§ Material for this task:
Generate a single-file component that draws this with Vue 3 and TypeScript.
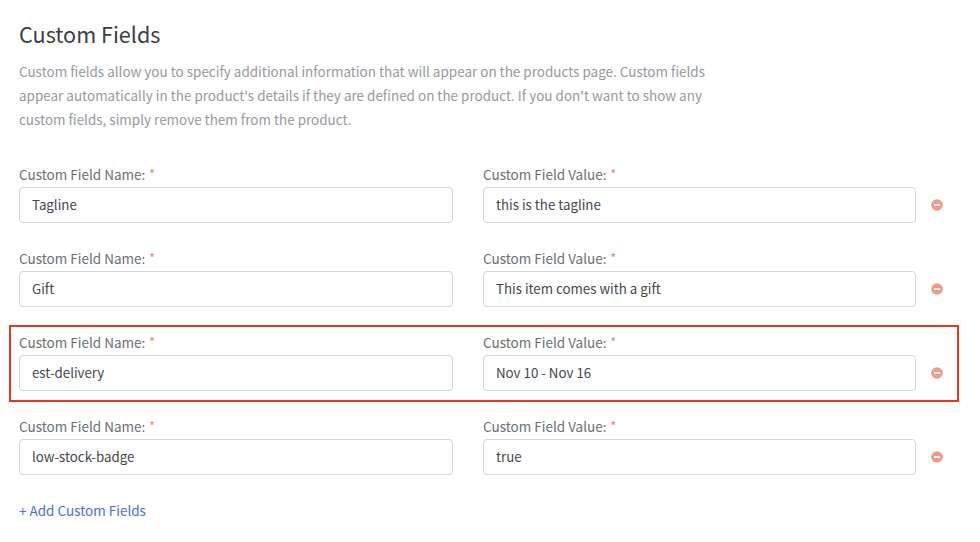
<script setup lang="ts">
interface Field { name: string; value: string; marked?: boolean }
const fields: Field[] = [
  { name: 'Tagline', value: 'this is the tagline' },
  { name: 'Gift', value: 'This item comes with a gift' },
  { name: 'est-delivery', value: 'Nov 10 - Nov 16', marked: true },
  { name: 'low-stock-badge', value: 'true' },
]
</script>

<template>
  <main class="page">
    <h1 class="title">Custom Fields</h1>
    <p class="desc">
      Custom fields allow you to specify additional information that will appear on the products page. Custom fields<br />
      appear automatically in the product's details if they are defined on the product. If you don't want to show any<br />
      custom fields, simply remove them from the product.
    </p>
    <section class="rows">
      <div v-for="f in fields" :key="f.name" class="row" :class="{ marked: f.marked }">
        <div class="field">
          <div class="label">Custom Field Name: <span class="req">*</span></div>
          <div class="input">{{ f.name }}</div>
        </div>
        <div class="field">
          <div class="label">Custom Field Value: <span class="req">*</span></div>
          <div class="input">{{ f.value }}</div>
        </div>
        <svg class="remove" width="12" height="12" viewBox="0 0 12 12" aria-hidden="true">
          <circle cx="6" cy="6" r="5.8" fill="#f2998a" />
          <rect x="3" y="5" width="6" height="2" rx="0.5" fill="#fff" />
        </svg>
      </div>
    </section>
    <a class="add">+ Add Custom Fields</a>
  </main>
</template>

<style>
html, body { margin: 0; background: #fff; }
</style>

<style scoped>
.page {
  box-sizing: border-box;
  width: 980px;
  height: 542px;
  padding: 20px 0 0 19px;
  overflow: hidden;
  font-family: "Noto Sans CJK SC", "Noto Sans", sans-serif;
}
.title {
  margin: 0;
  font-size: 21.6px;
  line-height: 28px;
  font-weight: 400;
  color: #3a3d45;
}
.desc {
  margin: 11px 0 0;
  font-size: 13.48px;
  line-height: 24px;
  color: #96999e;
  white-space: nowrap;
}
.rows {
  margin-top: 20px;
  display: flex;
  flex-direction: column;
  gap: 12px;
}
.row {
  position: relative;
  display: grid;
  grid-template-columns: 434px 433px 12px;
  column-gap: 30px;
  align-items: end;
  height: 72px;
}
.marked::after {
  content: "";
  position: absolute;
  left: -10px;
  top: 6px;
  width: 946px;
  height: 73px;
  border: 2px solid #e6391a;
  pointer-events: none;
}
.label {
  font-size: 13.5px;
  line-height: 20px;
  color: #6b6e73;
  margin-bottom: 2px;
}
.req { color: #ec7a68; font-size: 12px; position: relative; top: -1px; margin-left: 1px; }
.input {
  box-sizing: border-box;
  height: 36px;
  padding: 0 12px;
  border: 1px solid #d2d4d7;
  border-radius: 4px;
  font-size: 13.3px;
  line-height: 34px;
  color: #43464e;
}
.remove {
  align-self: end;
  margin: 0 0 12px -15px;
}
.add {
  display: block;
  margin-top: 25px;
  font-size: 13.5px;
  line-height: 20px;
  color: #4a6fd8;
}
</style>
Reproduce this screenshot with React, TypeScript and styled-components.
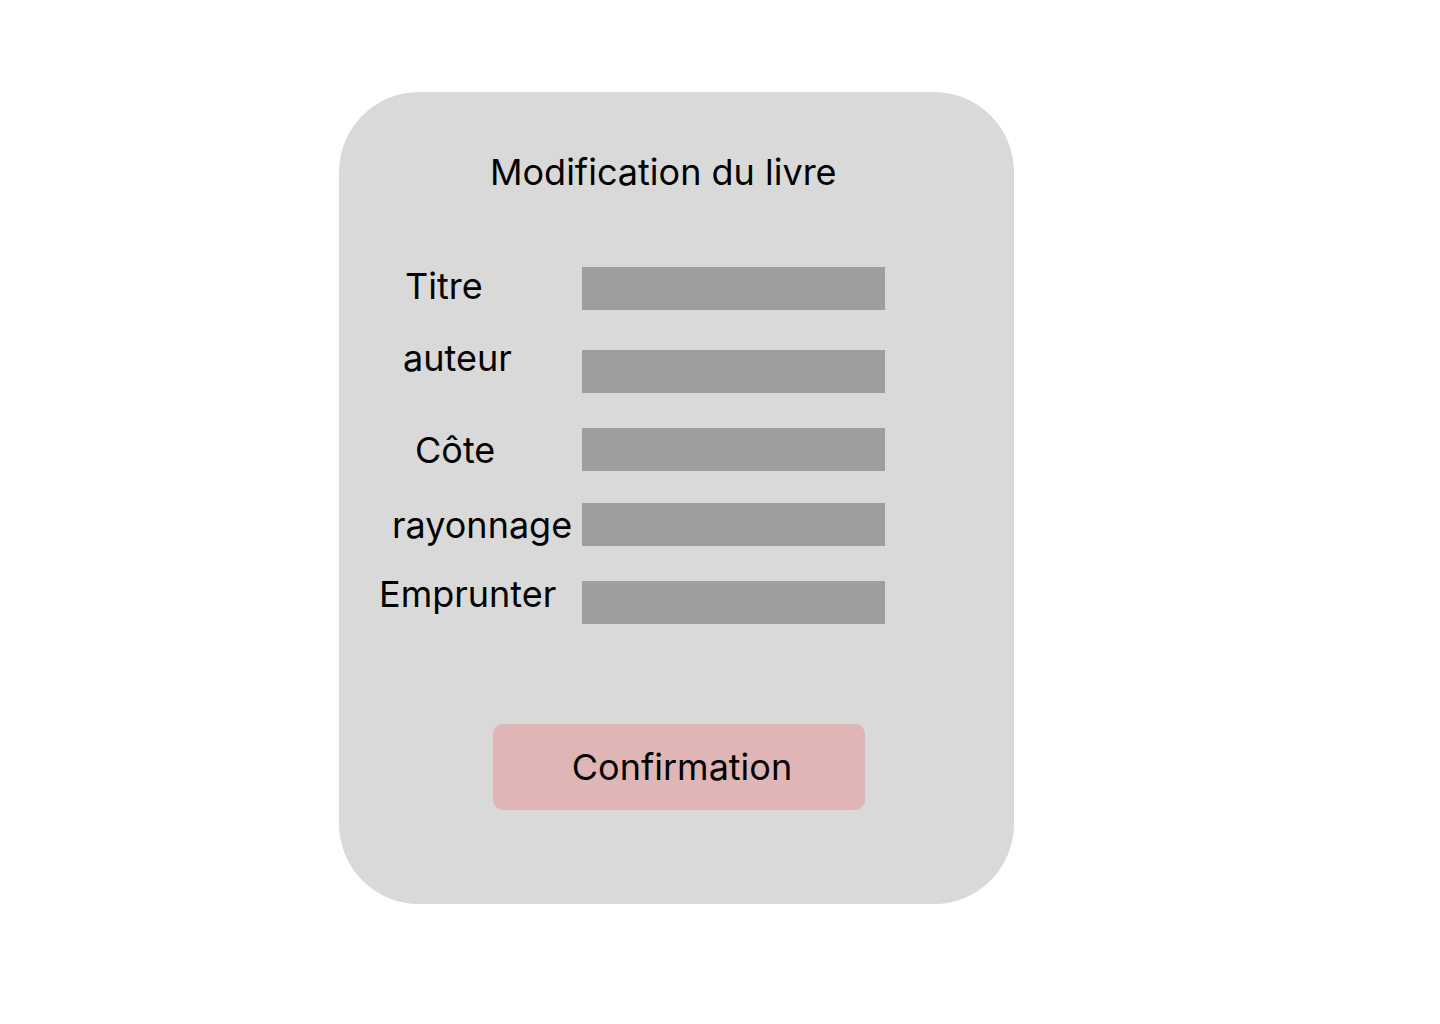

§ Your goal: Reproduce the material above in full, exactly, with no images.

§ Answer below:
Generate a single-file component that draws this with Vue 3 and TypeScript.
<script setup lang="ts">
interface Field { name: string; value: string; marked?: boolean }
const fields: Field[] = [
  { name: 'Tagline', value: 'this is the tagline' },
  { name: 'Gift', value: 'This item comes with a gift' },
  { name: 'est-delivery', value: 'Nov 10 - Nov 16', marked: true },
  { name: 'low-stock-badge', value: 'true' },
]
</script>

<template>
  <main class="page">
    <h1 class="title">Custom Fields</h1>
    <p class="desc">
      Custom fields allow you to specify additional information that will appear on the products page. Custom fields<br />
      appear automatically in the product's details if they are defined on the product. If you don't want to show any<br />
      custom fields, simply remove them from the product.
    </p>
    <section class="rows">
      <div v-for="f in fields" :key="f.name" class="row" :class="{ marked: f.marked }">
        <div class="field">
          <div class="label">Custom Field Name: <span class="req">*</span></div>
          <div class="input">{{ f.name }}</div>
        </div>
        <div class="field">
          <div class="label">Custom Field Value: <span class="req">*</span></div>
          <div class="input">{{ f.value }}</div>
        </div>
        <svg class="remove" width="12" height="12" viewBox="0 0 12 12" aria-hidden="true">
          <circle cx="6" cy="6" r="5.8" fill="#f2998a" />
          <rect x="3" y="5" width="6" height="2" rx="0.5" fill="#fff" />
        </svg>
      </div>
    </section>
    <a class="add">+ Add Custom Fields</a>
  </main>
</template>

<style>
html, body { margin: 0; background: #fff; }
</style>

<style scoped>
.page {
  box-sizing: border-box;
  width: 980px;
  height: 542px;
  padding: 20px 0 0 19px;
  overflow: hidden;
  font-family: "Noto Sans CJK SC", "Noto Sans", sans-serif;
}
.title {
  margin: 0;
  font-size: 21.6px;
  line-height: 28px;
  font-weight: 400;
  color: #3a3d45;
}
.desc {
  margin: 11px 0 0;
  font-size: 13.48px;
  line-height: 24px;
  color: #96999e;
  white-space: nowrap;
}
.rows {
  margin-top: 20px;
  display: flex;
  flex-direction: column;
  gap: 12px;
}
.row {
  position: relative;
  display: grid;
  grid-template-columns: 434px 433px 12px;
  column-gap: 30px;
  align-items: end;
  height: 72px;
}
.marked::after {
  content: "";
  position: absolute;
  left: -10px;
  top: 6px;
  width: 946px;
  height: 73px;
  border: 2px solid #e6391a;
  pointer-events: none;
}
.label {
  font-size: 13.5px;
  line-height: 20px;
  color: #6b6e73;
  margin-bottom: 2px;
}
.req { color: #ec7a68; font-size: 12px; position: relative; top: -1px; margin-left: 1px; }
.input {
  box-sizing: border-box;
  height: 36px;
  padding: 0 12px;
  border: 1px solid #d2d4d7;
  border-radius: 4px;
  font-size: 13.3px;
  line-height: 34px;
  color: #43464e;
}
.remove {
  align-self: end;
  margin: 0 0 12px -15px;
}
.add {
  display: block;
  margin-top: 25px;
  font-size: 13.5px;
  line-height: 20px;
  color: #4a6fd8;
}
</style>
Reproduce this screenshot with React, TypeScript and styled-components.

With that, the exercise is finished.